In around the 6th century the Celtic Saint Tecwyn travelled over from Ireland and set up a base on the site of this little church for missionary work. I think he was a hermit and spent his days praying. It was a place where people would come and ask spiritual advice of Tecwyn.

So Jim would sit up there and many would come on those summer days to talk, to enjoy the silence or just look at the most amazing view across the Dwyryd estuary.   

One summer Jim invited me to take a turn to sit in the church for a week, to be responsible to ring the bell, say the pattern of prayer and welcome the handful of visitors who arrived.  So I spent a week up on that hillside, sometimes in the church, sometimes sunning myself in the grave yard amongst the wild flowers and the deep deep silence. It was a most marvellous week. Maybe over time the stillness and the ‘presence’ of the place made its way deeper into me. Certainly I was sleeping better and there seem to be a lot less ‘shouting’ in my head.

One late afternoon, I think it was Thursday, I was locking up the church at the end of the day, totally alone on the hillside, when I heard a voice. It was defiantly a voice but I was not hearing it with only my ears but it was coming from inside the church. It was a man’s voice and it was saying something like “you think you are strong but you are weak in your prayer” “I have been here for years and years praying, but you leave in the afternoon”. It was like an old man or a master of the inner life being critical of a student. 

I was shaken by this voice. It upset me. I locked the church and ran down the church path to my car.  I decided it was my imagination so therefore was not real and of no consequence. I thought I was being quite ridiculous, the silence of the place was playing tricks. Of course, I was not going to talk about this or tell anyone.  

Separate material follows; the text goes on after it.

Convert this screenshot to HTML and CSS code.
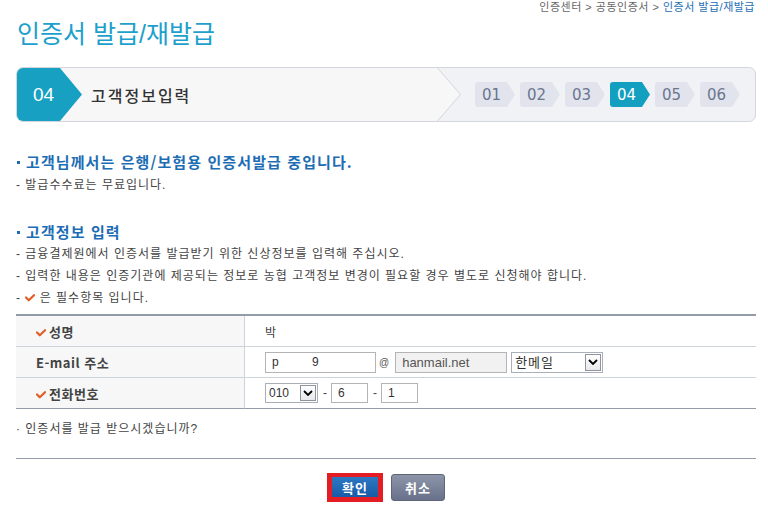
FILE: index.html
```html
<!DOCTYPE html>
<html lang="ko">
<head>
<meta charset="utf-8">
<title>인증서 발급/재발급</title>
<link rel="stylesheet" href="styles.css">
</head>
<body>
<div class="page">
  <div class="crumb">인증센터 &gt; 공동인증서 &gt; <span class="crumb-on">인증서 발급/재발급</span></div>
  <h1 class="title">인증서 발급/재발급</h1>

  <div class="stepbar">
    <div class="step-cur">
      <div class="step-cur-in">
        <span class="badge">04</span>
        <span class="step-name">고객정보입력</span>
      </div>
    </div>
    <ol class="steps">
      <li class="step">01</li>
      <li class="step">02</li>
      <li class="step">03</li>
      <li class="step step-on">04</li>
      <li class="step">05</li>
      <li class="step">06</li>
    </ol>
  </div>

  <h2 class="sec sec-first">고객님께서는 은행/보험용 인증서발급 중입니다.</h2>
  <p class="desc">- 발급수수료는 무료입니다.</p>

  <h2 class="sec sec-second">고객정보 입력</h2>
  <p class="desc">- 금융결제원에서 인증서를 발급받기 위한 신상정보를 입력해 주십시오.</p>
  <p class="desc">- 입력한 내용은 인증기관에 제공되는 정보로 농협 고객정보 변경이 필요할 경우 별도로 신청해야 합니다.</p>
  <p class="desc">- <svg class="chk" width="10" height="8" viewBox="0 0 10 8"><polyline points="1,3.5 3.8,6.3 9,1.2" fill="none" stroke="#e2612b" stroke-width="2.3" stroke-linecap="round" stroke-linejoin="round"/></svg> 은 필수항목 입니다.</p>

  <table class="form">
    <tr>
      <th class="lbl"><svg class="chk" width="10" height="8" viewBox="0 0 10 8"><polyline points="1,3.5 3.8,6.3 9,1.2" fill="none" stroke="#e2612b" stroke-width="2.3" stroke-linecap="round" stroke-linejoin="round"/></svg>성명</th>
      <td class="val">박</td>
    </tr>
    <tr>
      <th class="lbl">E-mail 주소</th>
      <td class="val">
        <div class="fields">
          <input class="inp inp-id" type="text" value="p          9">
          <span class="at">@</span>
          <input class="inp inp-dom" type="text" value="hanmail.net" readonly>
          <span class="sel sel-mail"><select class="sel-box"><option>한메일</option></select><span class="sel-arrow"><svg width="10" height="6" viewBox="0 0 10 6"><polyline points="1,1 5,5 9,1" fill="none" stroke="#000" stroke-width="1.8"/></svg></span></span>
        </div>
      </td>
    </tr>
    <tr>
      <th class="lbl"><svg class="chk" width="10" height="8" viewBox="0 0 10 8"><polyline points="1,3.5 3.8,6.3 9,1.2" fill="none" stroke="#e2612b" stroke-width="2.3" stroke-linecap="round" stroke-linejoin="round"/></svg>전화번호</th>
      <td class="val">
        <div class="fields">
          <span class="sel sel-tel"><select class="sel-box"><option>010</option></select><span class="sel-arrow"><svg width="10" height="6" viewBox="0 0 10 6"><polyline points="1,1 5,5 9,1" fill="none" stroke="#000" stroke-width="1.8"/></svg></span></span>
          <span class="dash">-</span>
          <input class="inp inp-tel" type="text" value="6">
          <span class="dash">-</span>
          <input class="inp inp-tel" type="text" value="1">
        </div>
      </td>
    </tr>
  </table>

  <p class="ask">· 인증서를 발급 받으시겠습니까?</p>
  <hr class="rule">

  <div class="btns">
    <button class="btn btn-ok" type="button">확인</button>
    <button class="btn btn-cancel" type="button">취소</button>
  </div>
</div>
</body>
</html>
```

FILE: styles.css
```css
html, body {
  margin: 0;
  padding: 0;
  background: #fff;
}
body {
  font-family: "Liberation Sans", "Noto Sans CJK KR", sans-serif;
  color: #444;
  font-size: 12px;
}
.page {
  padding: 0 12px 0 16px;
}
.crumb {
  height: 14px;
  line-height: 14px;
  font-size: 11px;
  text-align: right;
  padding-right: 1px;
  color: #666;
  letter-spacing: 0.5px;
}
.crumb-on {
  color: #1e6fb5;
}
.title {
  margin: 5px 0 18px 1px;
  font-size: 25px;
  line-height: 30px;
  font-weight: normal;
  color: #1ea0cc;
}

/* step bar */
.stepbar {
  display: flex;
  align-items: center;
  height: 53px;
  border: 1px solid #d3d6dc;
  border-radius: 7px;
  background: #f1f2f5;
  overflow: hidden;
}
.step-cur {
  width: 444px;
  height: 100%;
  background: #d3d6dc;
  clip-path: polygon(0 0, 421px 0, 444px 50%, 421px 100%, 0 100%);
}
.step-cur-in {
  display: flex;
  align-items: center;
  height: 100%;
  background: #f7f7f7;
  clip-path: polygon(0 0, 420px 0, 443px 50%, 420px 100%, 0 100%);
}
.badge {
  width: 65px;
  height: 100%;
  box-sizing: border-box;
  padding-left: 16px;
  display: flex;
  align-items: center;
  background: #17a0c2;
  color: #fff;
  font-family: "Liberation Sans", sans-serif;
  font-size: 19px;
  clip-path: polygon(0 0, 43px 0, 65px 50%, 43px 100%, 0 100%);
}
.step-name {
  margin-left: 9px;
  font-family: "Noto Sans CJK KR", sans-serif;
  font-size: 16px;
  font-weight: 500;
  letter-spacing: 2px;
  color: #333;
}
.steps {
  list-style: none;
  margin: 0 15px 0 auto;
  padding: 0;
  display: flex;
  gap: 5px;
}
.step {
  width: 40px;
  height: 25px;
  box-sizing: border-box;
  padding-right: 7px;
  display: flex;
  align-items: center;
  justify-content: center;
  background: #e1e4ec;
  color: #6b7590;
  border-radius: 3px 0 0 3px;
  font-family: "DejaVu Sans", sans-serif;
  font-size: 15px;
  clip-path: polygon(0 0, 32px 0, 40px 50%, 32px 100%, 0 100%);
}
.step-on {
  background: #139fc0;
  color: #fff;
}

/* sections */
.sec {
  margin: 0 0 2px 1px;
  font-family: "Noto Sans CJK KR", sans-serif;
  font-size: 15px;
  line-height: 20px;
  font-weight: bold;
  letter-spacing: 1.1px;
  color: #1d6db4;
  display: flex;
  align-items: center;
}
.sec::before {
  content: "";
  width: 3px;
  height: 3px;
  background: #1d6db4;
  margin-right: 6px;
}
.sec-first {
  margin-top: 30px;
}
.sec-second {
  margin-top: 26px;
  margin-bottom: 1px;
}
.desc {
  margin: 0;
  line-height: 22px;
  letter-spacing: 1px;
  color: #444;
}
.chk {
  vertical-align: 0;
}

/* form table */
.form {
  width: 100%;
  border-collapse: separate;
  border-spacing: 0;
  border-top: 2px solid #939ba8;
  margin-top: 5px;
}
.form th, .form td {
  height: 30px;
  padding: 0;
  border-bottom: 1px solid #cdd3dc;
}
.form tr:last-child th, .form tr:last-child td {
  border-bottom-color: #939ba8;
}
.lbl {
  width: 208px;
  padding-left: 20px !important;
  text-align: left;
  background: #f7f7f7;
  border-right: 1px solid #cdd3dc;
  font-family: "Noto Sans CJK KR", sans-serif;
  font-size: 13px;
  font-weight: bold;
  letter-spacing: 0.5px;
  color: #444;
}
.lbl .chk {
  margin-right: 3px;
}
.val {
  padding-left: 20px !important;
  color: #444;
}
.fields {
  display: flex;
  align-items: center;
}
.inp {
  box-sizing: border-box;
  height: 21px;
  border: 1px solid #b4b4b4;
  padding: 0 0 0 6px;
  font-family: "Liberation Sans", sans-serif;
  font-size: 12px;
  color: #333;
  background: #fff;
  white-space: pre;
}
.inp-id {
  width: 111px;
}
.at {
  margin: 0 6px 0 3px;
  font-size: 10px;
  color: #555;
}
.inp-dom {
  width: 112px;
  background: #f1f1f1;
  color: #555;
  font-size: 13px;
}
.sel {
  position: relative;
  display: inline-block;
  margin-left: 4px;
}
.sel-box {
  appearance: none;
  -webkit-appearance: none;
  box-sizing: border-box;
  height: 21px;
  border: 1px solid #a9afb8;
  border-radius: 0;
  background: #fff;
  padding: 0 0 0 3px;
  font-family: "Liberation Sans", "Noto Sans CJK KR", sans-serif;
  font-size: 12px;
  color: #333;
}
.sel-mail .sel-box {
  width: 92px;
  font-size: 13px;
  letter-spacing: 1px;
}
.sel-tel {
  margin-left: 0;
}
.sel-tel .sel-box {
  width: 53px;
  height: 20px;
}
.sel-arrow {
  position: absolute;
  right: 2px;
  top: 2px;
  bottom: 2px;
  width: 16px;
  box-sizing: border-box;
  border: 1px solid #8e949c;
  background: linear-gradient(#ffffff, #e6e8eb);
  display: flex;
  align-items: center;
  justify-content: center;
  pointer-events: none;
}
.dash {
  margin: 0 4px 0 5px;
  color: #444;
}
.inp-tel {
  width: 37px;
  height: 20px;
}

.ask {
  margin: 9px 0 0;
  line-height: 22px;
  letter-spacing: 1px;
  color: #444;
}
.rule {
  margin: 18px 0 0;
  border: 0;
  border-top: 1px solid #939ba8;
  height: 0;
}
.btns {
  display: flex;
  justify-content: center;
  align-items: center;
  gap: 8px;
  margin-top: 14px;
}
.btn {
  font-family: "Noto Sans CJK KR", sans-serif;
  font-weight: bold;
  font-size: 13px;
  letter-spacing: 1px;
  color: #fff;
  cursor: pointer;
  padding: 0;
}
.btn-ok {
  width: 56px;
  height: 29px;
  box-sizing: border-box;
  border: 5px solid #e41c24;
  border-top-width: 4px;
  background: linear-gradient(#2c78c3, #185ba6);
}
.btn-cancel {
  width: 54px;
  height: 27px;
  border: 1px solid #5d6577;
  border-radius: 3px;
  background: linear-gradient(#8c95a8, #68718a);
}
```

That night at dinner Jim was asking how thing were up at the church, how many people had visited and had I done some clearing up. Then with a smile on his face he asked what  Tecwyn had been saying to me.  I asked him what he meant, trying to appear ignorant  “what do you mean Jim?” I said.  Jim explained he had ‘heard’ a voice in the church and could only conclude it was Tecwyn. I told Jim about me locking the church and how Tecwyn had said he had been praying in the church for hundreds of years.  Jim smiled and said no more about it.  He was never the one for ‘big significant experiences’. I think he considered this kind of thing an ordinary part of life. 

To Conclude 

For three hundred years we have had rationality and empirical evidence to ‘prove’ what is true and real. But in this age of Metamodernism these dimensions are being widened. The other day I was listening to a fascinating discussion on the radio between Amol Rjan and Dr Robert MacFarlane. They were discussing the decline in the welfare of our rivers and asking the question, are rivers alive?  Dr MacFarlane was suggesting that we broaden the boundaries of rationality. Rivers were seen in ‘the enlightened/rational’ world as commodities to be traded and resources to be plundered. Now, drawing on the wisdom of Indigenous, First Nation people, it is common place for rivers, (and other parts of our living world), to be considered as ‘beings’ with legal rights. 

Maybe, in the same way, we can expand our understanding of what rationalists would call ‘imagination’ and the ‘collective conscious’.  Perhaps through these lenses we can reappraise the wisdom of those who know the reality and importance of ancestors in their lives and what the church still calls, (but rarely believes in), the ‘cloud of witnesses’ (Hebrews 12).  In this way history becomes dynamic and living in us and through us. The saints, those who have gone ahead of us and who are not far from us, bring eternity to the moment as they encourage us on in this journey.  I’m sure this is was the “gifted music”  Tecwyn gave me on that summers evening at Llandecwyn.

©T. Clapton – please do not reproduce without permission.

8 Comments

  1. I love this. It’s beautifully written, and of course these things happen! A loving God is desperate to communicate with us, his beloved, himself and through his saints, and is only restrained by his deep respect for our independence. It is us who, children of science, have lost the habit of listening.

    • Thanks Miko – I love the idea of God being ‘desperate’ to communicate with us. How hard it is to to foster the habit of listening. Thanks for that.

  2. Very moving, Tim, and beautifully written. It put me in mind, actually, of the way Australian aboriginal and other `native’ peoples view the world and nature as living, breathing beings – your river image, for example.
    Love it!

    • Yes you are bang on Carole. We are re-learning this from the First Nation people and those who live closer to the Living World. Glad you enjoyed the piece.

  3. Thanks Tim, this piece set so many thoughts going for me. Thanks for sharing your story too, I felt the tingling goosebumps you mention just reading it.

    I remember also liking the way John Pritchard wrote about the kinds of places like the church you tell of so I’ve put some of his words here (slight paraphrase):

    “These are special places that shiver with subdued holiness. In them we experience this quality of ‘otherness’. They are ‘thin’ places where prayer has proved itself and the walls are soaked in the desires and praises of the people who have lingered there.”

    • Glad you enjoyed the piece Joel. Thank you also for the paraphrase of John Pritchard – he has that just right. Going into almost any parish church and the prayers of the people are almost tangible. Certainly this was the case of the prison chapel – a very scruffy plain building but there was something very special inside – it was the prayers of the men over the years soaked into the walls. Let me know if you are going to North Wales – would love to direct you to Llendecwyn.